Seeing how it all comes out in the end

When I was a young student in a Catholic elementary school, I remember actual theological discussions we had with the nuns. My interest in philosophy probably began there, although my intellectual passion at the time was astronomy. In one case, the sister (I can’t remember for sure which one) was trying to describe what Heaven would be like for those who died and went there. She described the supposedly supreme ecstasy of the Beatific Vision, but it was a sort of corollary of that vision that inspired me more, personally. You see, having a vision of God was not to be merely a visual experience for the blessed soul. It would involve the soul’s understanding God and His being in a much more profound way. She went on from there to perform a bit of theodicy and to give some assurance that the Church was not just a matter of mystery-mongering. There are many things we cannot understand in our fallen and restricted states, some profoundly important and others trivial. Why do bad things happen to seemingly innocent people? How can three distinct persons, at the some time, be one person? Is there a highest prime number? Sister admitted that these are mysteries to us now, but, if we manage to merit a divine reward, they will cease to be mysteries because our ability to understand will become enhanced and we will have access to all the information we need.

The idea that all questions would be answered in time was incredibly powerful to me. I guess it came out of a more basic desire to know coupled with a dim recognition of how very much I did not know. The idea of having all things explained was intoxicating to such a degree that I probably have never recovered from it. My childhood faith, such as it was, has waned and waxed, but I am left at the moment with no live hope of ever understand everything, or even of understanding a single thing in all its depth of detail and connection. I say that because I believe such understanding would take supernatural powers, such as completing an infinite task in a finite period of time. Even if I were equipped with such wonder-working powers, I would also have to undergo such profound transformations as an information processing being that I do not expect much of “me” would survive the transition. I am a radically finite, limited being. Promote “me” to something ethereal and unlimited, and the “me-ness” is lost. Sister, and the Church that stood behind her and which she was ably representing, to the extent they recognized a problem at all, had to contend that the finite, sin-prone, aspects are not of the soul’s true essence. They are adventitious dross to be cleansed away, leaving the pure True Self, pleasing to God. My current contention is that the finitude and limitedness are the whole show, the phenomenal self is the only self, and depictions of “true selves” are just that, depictions and not a flesh and blood reality like I am. Take away my specific characteristics, my limits, and you take me away too, leaving, at best, a bleached-out, featureless everyman, with nothing distinctive to mark out one individual from another.

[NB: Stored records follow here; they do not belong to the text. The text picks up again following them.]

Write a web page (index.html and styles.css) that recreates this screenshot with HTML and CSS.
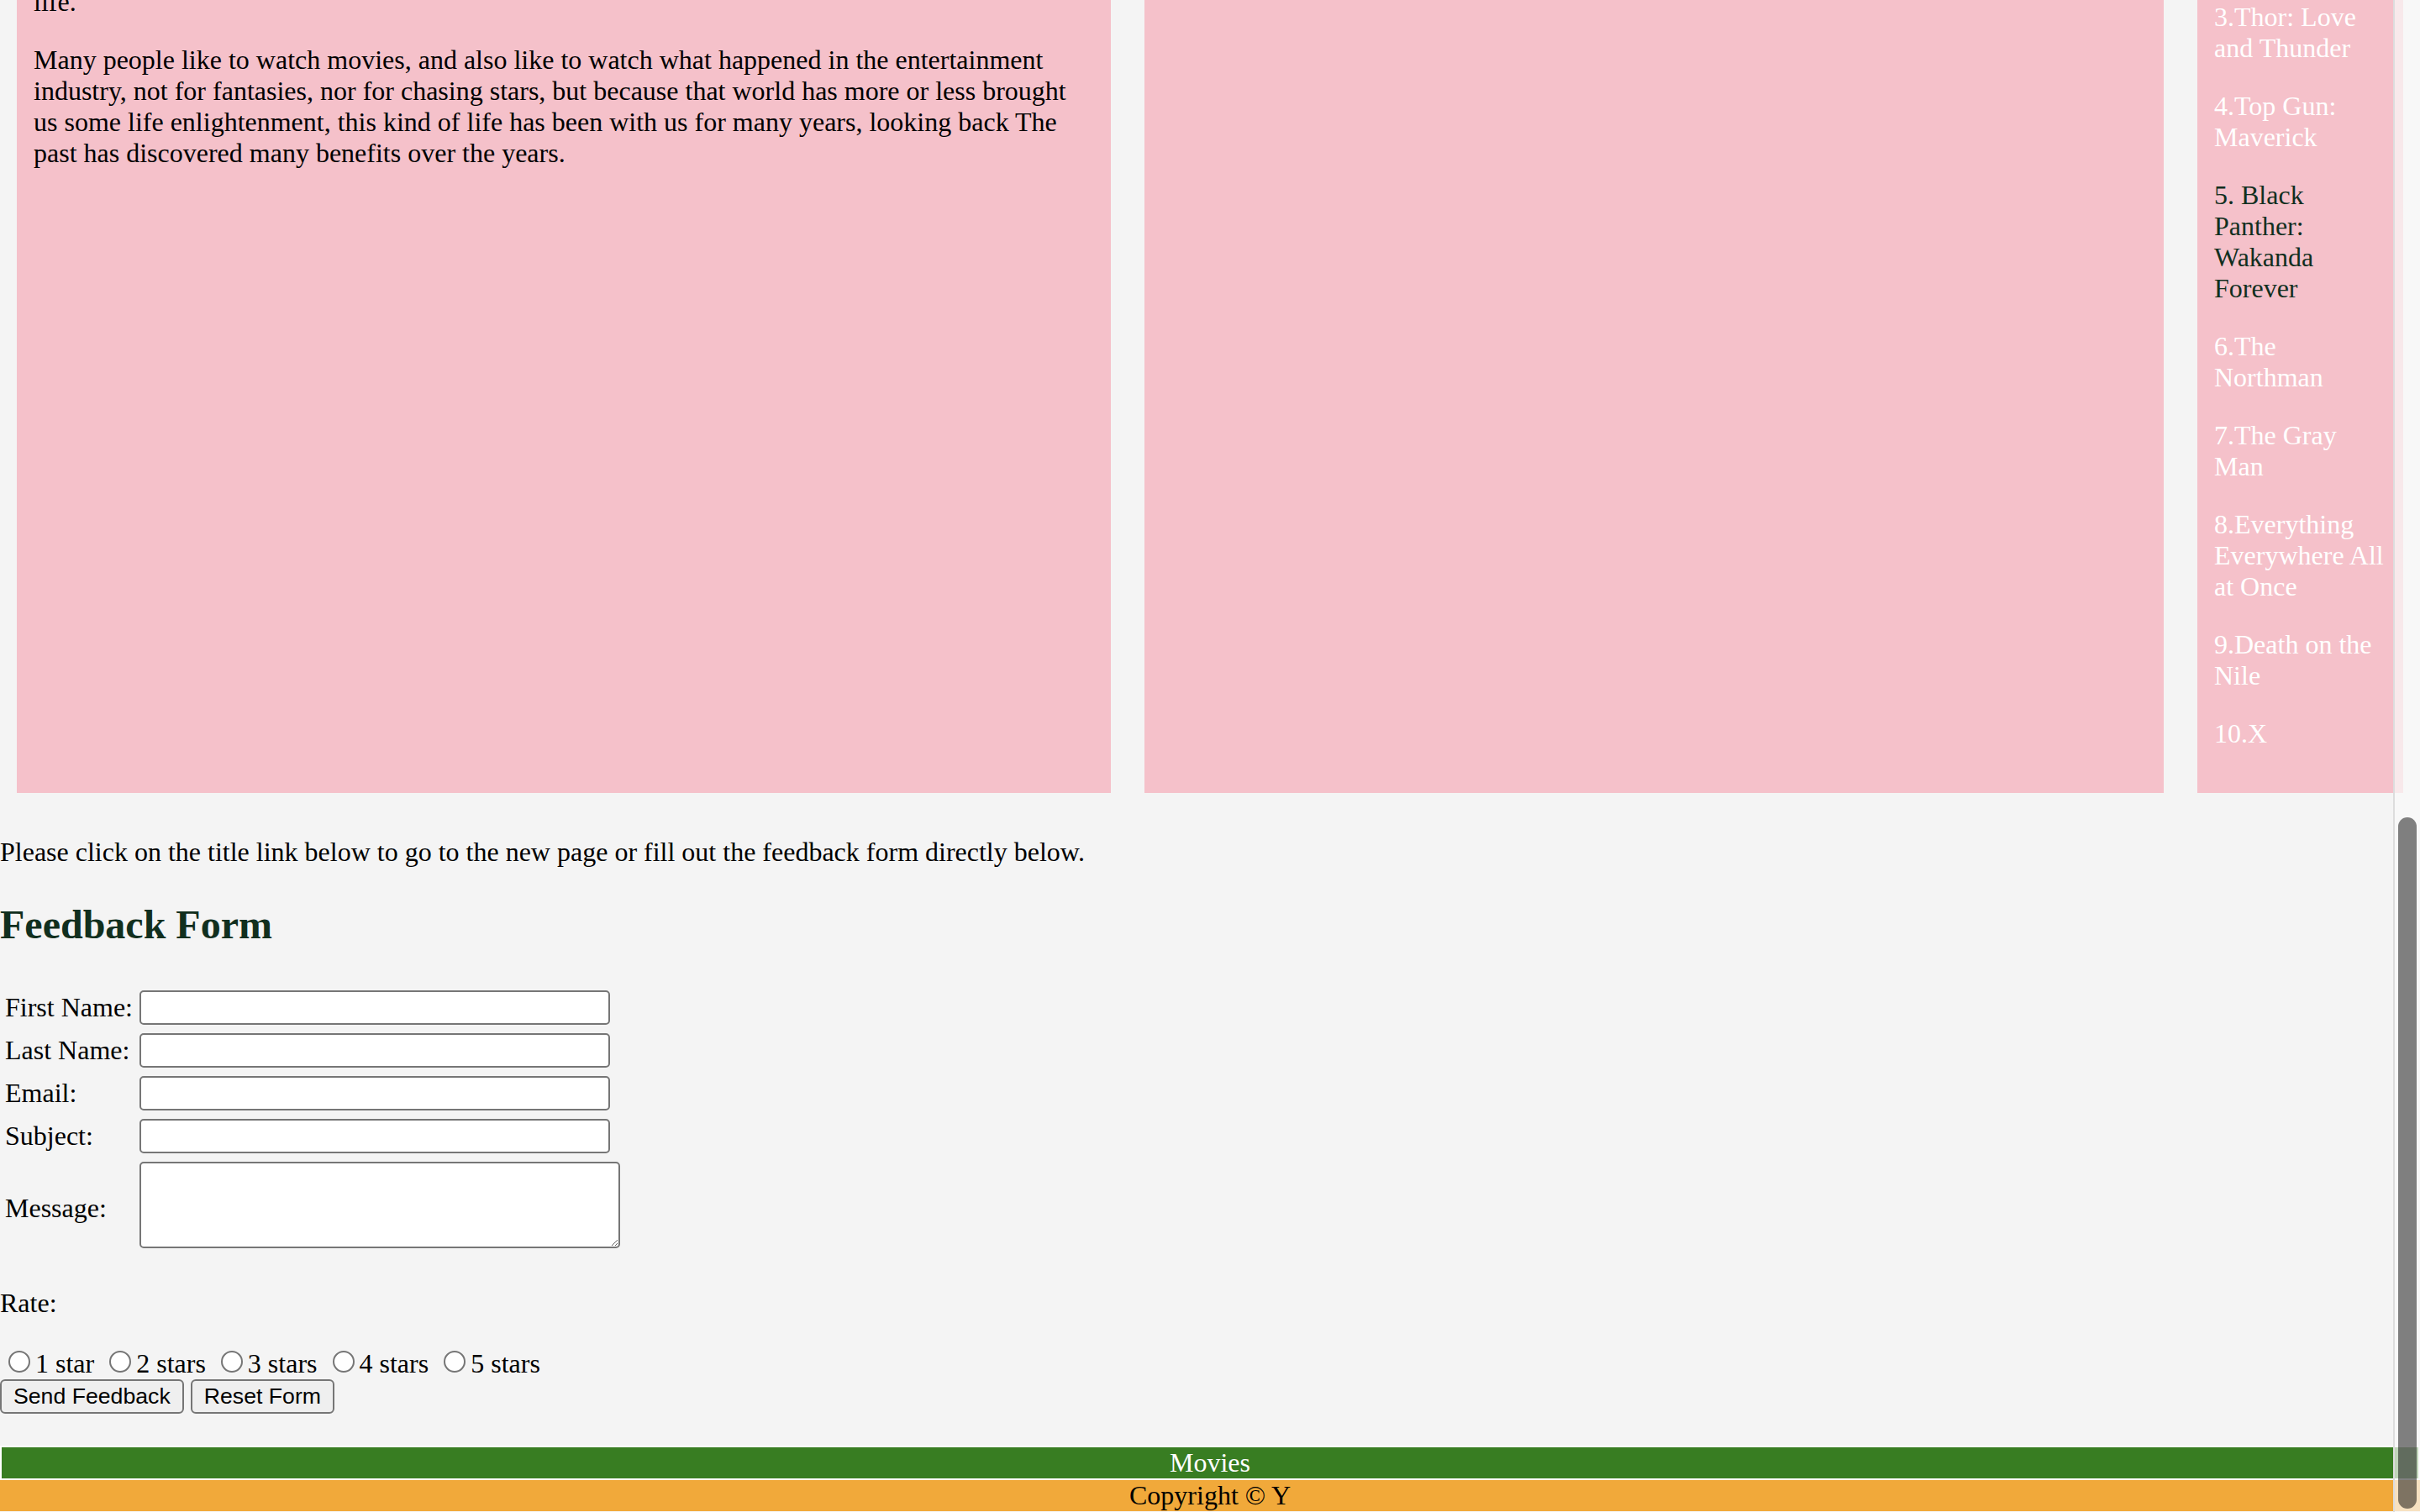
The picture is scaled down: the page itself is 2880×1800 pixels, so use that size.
FILE: index.html
```html
<!DOCTYPE html>
<html lang="en">
<head>
<meta charset="utf-8">
<title>Movies</title>
<link rel="stylesheet" href="styles.css">
</head>
<body>
<div class="page">
  <div class="cards">
    <div class="card card-main">
      <p class="lead-tail">life.</p>
      <p>Many people like to watch movies, and also like to watch what happened in the entertainment industry, not for fantasies, nor for chasing stars, but because that world has more or less brought us some life enlightenment, this kind of life has been with us for many years, looking back The past has discovered many benefits over the years.</p>
    </div>
    <div class="card card-media"></div>
    <div class="card card-list">
      <p class="first"><a href="#">3.Thor: Love and Thunder</a></p>
      <p><a href="#">4.Top Gun: Maverick</a></p>
      <p class="current">5. Black Panther: Wakanda Forever</p>
      <p><a href="#">6.The Northman</a></p>
      <p><a href="#">7.The Gray Man</a></p>
      <p><a href="#">8.Everything Everywhere All at Once</a></p>
      <p><a href="#">9.Death on the Nile</a></p>
      <p><a href="#">10.X</a></p>
    </div>
  </div>

  <p class="intro">Please click on the title link below to go to the new page or fill out the feedback form directly below.</p>

  <h2 class="form-title">Feedback Form</h2>

  <form class="feedback">
    <table class="fields">
      <tr><td>First Name:</td><td><input type="text" class="field"></td></tr>
      <tr><td>Last Name:</td><td><input type="text" class="field"></td></tr>
      <tr><td>Email:</td><td><input type="text" class="field"></td></tr>
      <tr><td>Subject:</td><td><input type="text" class="field"></td></tr>
      <tr><td>Message:</td><td><textarea class="message"></textarea></td></tr>
    </table>
    <p class="rate-label">Rate:</p>
    <div class="rating"><input type="radio" name="rate" class="radio">1 star <input type="radio" name="rate" class="radio">2 stars <input type="radio" name="rate" class="radio">3 stars <input type="radio" name="rate" class="radio">4 stars <input type="radio" name="rate" class="radio">5 stars</div>
    <div class="actions"><button type="submit" class="btn">Send Feedback</button> <button type="reset" class="btn">Reset Form</button></div>
  </form>

  <nav class="footer-nav"><a href="#">Movies</a></nav>
  <footer class="copyright">Copyright © Y</footer>
</div>
<div class="scrollbar"><div class="thumb"></div></div>
</body>
</html>
```
FILE: styles.css
```css
html {
  height: 1800px;
  overflow: hidden;
}
body {
  margin: 0;
  height: 1800px;
  overflow: hidden;
  background: #f4f4f4;
  font-family: "Liberation Serif", "Times New Roman", serif;
  font-size: 32px;
  color: #000;
}
.page {
  margin-top: -88px;
}
.cards {
  display: flex;
  align-items: stretch;
}
.card {
  background: #f5c1ca;
  margin: 20px;
  padding: 20px;
  box-sizing: border-box;
}
.card p {
  margin: 32px 0;
}
.card-main {
  flex: 0 0 1302px;
}
.card-media {
  flex: 0 0 1213px;
}
.card-list {
  flex: 0 0 245px;
}
.card-list .first {
  margin-top: 50px;
}
.card-list a {
  color: #ffffff;
  text-decoration: none;
}
.card-list .current {
  color: #112f1e;
}
.intro {
  margin: 32px 0;
}
.form-title {
  color: #112f1e;
  font-size: 48px;
  font-weight: bold;
  margin: 40px 0 44px;
}
.feedback {
  margin: 0;
}
.fields {
  border-spacing: 4px;
  border-collapse: separate;
}
.fields td {
  padding: 2px;
  vertical-align: middle;
}
.field {
  display: block;
  box-sizing: border-box;
  width: 560px;
  height: 41px;
  margin: 1px 0;
  border: 2px solid #767676;
  border-radius: 5px;
  background: #fff;
  font-size: 26px;
  padding: 2px 4px;
}
.message {
  display: block;
  box-sizing: border-box;
  width: 572px;
  height: 103px;
  margin: 1px 0 9px;
  border: 2px solid #767676;
  border-radius: 5px;
  background: #fff;
  resize: both;
}
.rate-label {
  margin: 32px 0;
}
.rating {
  margin: 0;
}
.radio {
  -webkit-appearance: none;
  appearance: none;
  box-sizing: border-box;
  width: 26px;
  height: 26px;
  margin: 6px 6px 0 10px;
  border: 2px solid #767676;
  border-radius: 50%;
  background: #fff;
  vertical-align: baseline;
}
.actions {
  margin: 0;
  line-height: 1;
}
.btn {
  box-sizing: border-box;
  height: 41px;
  padding: 0 14px;
  margin: 0;
  border: 2px solid #767676;
  border-radius: 6px;
  background: #efefef;
  color: #000;
  font-family: "Liberation Sans", Arial, sans-serif;
  font-size: 26.67px;
}
.footer-nav {
  margin-top: 38px;
  border: 2px solid #fff;
  background: #387d22;
  text-align: center;
  height: 37px;
  line-height: 37px;
}
.footer-nav a {
  color: #fff;
  text-decoration: none;
}
.copyright {
  background: #f1a93a;
  text-align: center;
  height: 37px;
  line-height: 37px;
}
.scrollbar {
  position: fixed;
  top: 0;
  right: 0;
  width: 30px;
  height: 1800px;
  border-left: 2px solid #dddddd;
  background: rgba(250, 250, 250, 0.7);
}
.thumb {
  position: absolute;
  left: 4px;
  width: 22px;
  top: 973px;
  bottom: 4px;
  border-radius: 11px;
  background: rgba(0, 0, 0, 0.49);
}
```
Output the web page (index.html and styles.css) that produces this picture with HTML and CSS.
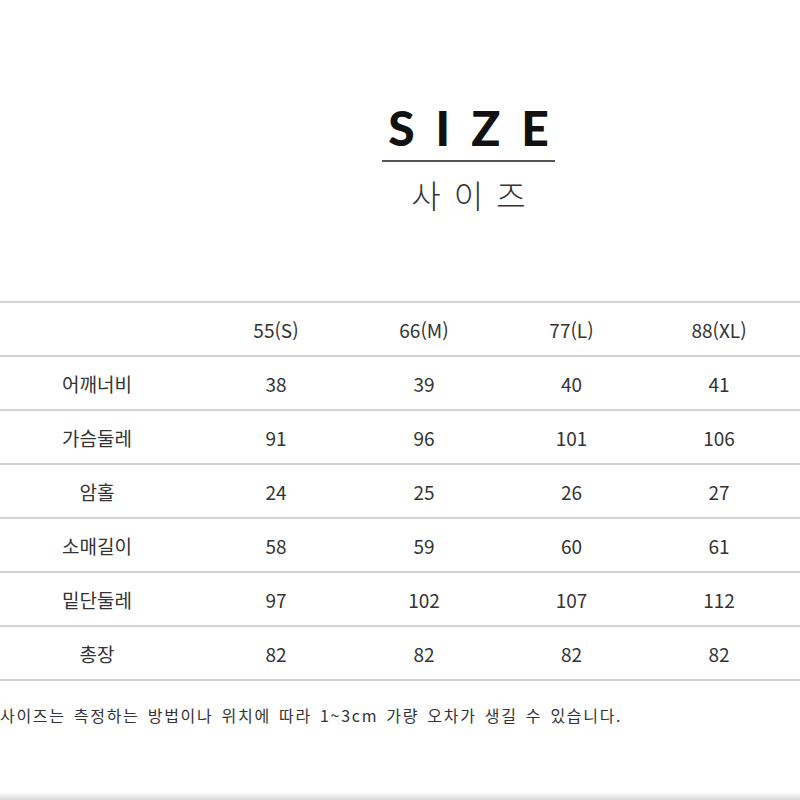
FILE: index.html
```html
<!DOCTYPE html>
<html lang="ko">
<head>
<meta charset="utf-8">
<link rel="stylesheet" href="styles.css">
</head>
<body>
<div class="page">
  <header class="title">
    <h1 class="title-en">SIZE</h1>
    <div class="title-rule"></div>
    <p class="title-ko">사이즈</p>
  </header>
  <div class="table">
    <div class="row head">
      <div class="cell label"></div>
      <div class="cell">55(S)</div>
      <div class="cell">66(M)</div>
      <div class="cell">77(L)</div>
      <div class="cell">88(XL)</div>
    </div>
    <div class="row">
      <div class="cell label">어깨너비</div>
      <div class="cell">38</div><div class="cell">39</div><div class="cell">40</div><div class="cell">41</div>
    </div>
    <div class="row">
      <div class="cell label">가슴둘레</div>
      <div class="cell">91</div><div class="cell">96</div><div class="cell">101</div><div class="cell">106</div>
    </div>
    <div class="row">
      <div class="cell label">암홀</div>
      <div class="cell">24</div><div class="cell">25</div><div class="cell">26</div><div class="cell">27</div>
    </div>
    <div class="row">
      <div class="cell label">소매길이</div>
      <div class="cell">58</div><div class="cell">59</div><div class="cell">60</div><div class="cell">61</div>
    </div>
    <div class="row">
      <div class="cell label">밑단둘레</div>
      <div class="cell">97</div><div class="cell">102</div><div class="cell">107</div><div class="cell">112</div>
    </div>
    <div class="row">
      <div class="cell label">총장</div>
      <div class="cell">82</div><div class="cell">82</div><div class="cell">82</div><div class="cell">82</div>
    </div>
  </div>
  <p class="note">사이즈는 측정하는 방법이나 위치에 따라 1~3cm 가량 오차가 생길 수 있습니다.</p>
  <div class="bottom-edge"></div>
</div>
</body>
</html>
```

FILE: styles.css
```css
html, body {
  margin: 0;
  padding: 0;
  background: #ffffff;
}
.page {
  width: 800px;
  height: 800px;
  position: relative;
  overflow: hidden;
  font-family: "Noto Sans CJK KR", "Noto Sans", sans-serif;
  color: #333333;
}
.title {
  margin-left: 382px;
  width: 173px;
  padding-top: 100px;
  display: flex;
  flex-direction: column;
  align-items: center;
}
.title-en {
  margin: 0;
  font-family: "Lato", "Noto Sans", sans-serif;
  font-weight: 900;
  font-size: 48px;
  line-height: 56px;
  color: #111111;
  letter-spacing: 21px;
  padding-left: 21px;
}
.title-rule {
  width: 173px;
  height: 2px;
  background: #555555;
  margin-top: 4px;
}
.title-ko {
  margin: 13px 0 0 0;
  font-size: 32px;
  line-height: 38px;
  font-weight: 300;
  letter-spacing: 13px;
  padding-left: 13px;
  color: #333333;
}
.table {
  margin-top: 88px;
  width: 800px;
  border-top: 2px solid #d2d2d2;
}
.row {
  display: grid;
  grid-template-columns: 202px 148px 148px 147px 148px;
  height: 52px;
  border-bottom: 2px solid #d2d2d2;
  align-items: center;
}
.cell {
  text-align: center;
  font-size: 19px;
  color: #333333;
}
.cell.label {
  padding-right: 8px;
}
.note {
  margin: 22px 0 0 0;
  font-size: 16px;
  letter-spacing: 1.7px;
  word-spacing: 2px;
  color: #333333;
}
.bottom-edge {
  position: absolute;
  left: 0;
  right: 0;
  bottom: 0;
  height: 8px;
  background: linear-gradient(#ffffff, #d8d8d8);
}
```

Be all that as it may, a sort of “special case” of understanding a mystery comes to mind: seeing how it all comes out. As individuals, we almost always do not get to see the either the beginnings nor the endings of things. For many (most?) things we are born in the middle and die in the middle. I don’t think I’m all that unusual in craving understanding and the resolution that comes from finally seeing how something turns out. Almost all the stories we read or see depicted involve conflict followed by resolution. We, most of us, get upset by novelists or dramatists who end the story with plot elements left unresolved. We contrive events tied to specific dates in order to have an experience of definite resolution (weddings, graduations, sporting events, elections). We used to go to war, partly, to force definite resolutions of disputes, one way or the other. But, somehow, wars stopped working that way. After 1945, I see most wars producing no clear-cut or final resolution of the disputes that prompted them. Even the contrivances we make to set the stage for the experience of seeing how things come out do not really work, at least not for more than a moment, because things have the damnable quality of not standing still. Your team wins the championship, the bride is resplendently happy, whatever: time does not stop, and what was firmly resolved loses its firmness. Next season looms. The inevitable trials of actually living a married life begin. Short of death there is no final result, and even then, it’s only final for the one who dies. Assuming that death is death, no one gets to experience how things finally turn out because the only one who might is in no position to experience anything. What we want is an impossible thing, to see how things turn out in the end. It’s impossible because there is no end, but just a seamless process unfolding, one damn thing after another.

We have these images of final completion where events will be resolved or people will finally settle down to who they really are. That would require a stasis that is not available in the real world and that would probably be stultifying were we to approach it. Despite Sister Joseph’s hopeful assurance, I fear that such mysteries as how things will turn out will never be penetrated in any satisfying way for most of us, most of the time.